[
https://issues.apache.org/jira/browse/FLUME-1228?page=com.atlassian.jira.plugin.system.issuetabpanels:comment-tabpanel&focusedCommentId=13852128#comment-13852128
]
Dennis Waldron commented on FLUME-1228:
---------------------------------------
I've come across this problem before, the solution was to use a Hadoop version
with jets3t 0.7.1...
In our Flume infrastructure at work we use Flume NG 1.4.0 (agents hosted on EC2
with HDFS sink writing to S3) supplemented with the following libraries:
{noformat}
-rw-r--r-- 1 root root 298829 Aug 19 14:27 commons-configuration-1.6.jar
-rw-r--r-- 1 root root 279781 Aug 19 14:27 commons-httpclient-3.0.1.jar
-rw-r--r-- 1 root root 3929148 Aug 19 14:27 hadoop-core-1.0.4.jar
-rw-r--r-- 1 root root 377780 Aug 19 14:27 jets3t-0.7.1.jar
{noformat}
We've also included hadoop-gpl-compression-0.2.0-dev.jar and the Hadoop native
extensions (libgplcompression.so, libhadoop.so and libsnappy.so) to support
compression. All libraries can be downloaded from
http://mvnrepository.com/artifact/org.apache.hadoop/hadoop-core/1.0.4 excluding
hadoop-gpl-compression which can be compiled from source
(https://code.google.com/a/apache-extras.org/p/hadoop-gpl-compression/)

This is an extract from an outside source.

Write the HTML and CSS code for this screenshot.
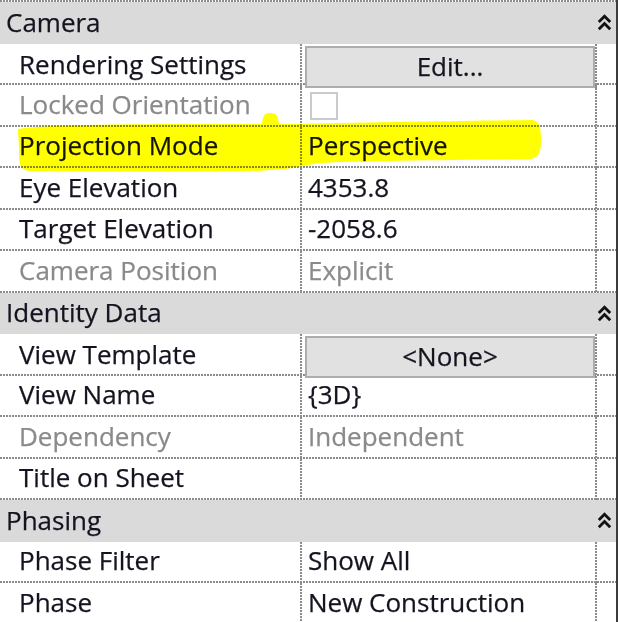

> flume-ng fails while writing to S3 sink
> ---------------------------------------
>
> Key: FLUME-1228
> URL: https://issues.apache.org/jira/browse/FLUME-1228
> Project: Flume
> Issue Type: Bug
> Components: Sinks+Sources
> Affects Versions: v1.2.0, v1.4.0
> Reporter: Prashanth Jonnalagadda
> Assignee: Ashish Paliwal
> Priority: Critical
>
> flume-ng (version 1.2.0) fails while writing to S3 sink since it gets back
> 404 response code. The files with data is created on S3 though.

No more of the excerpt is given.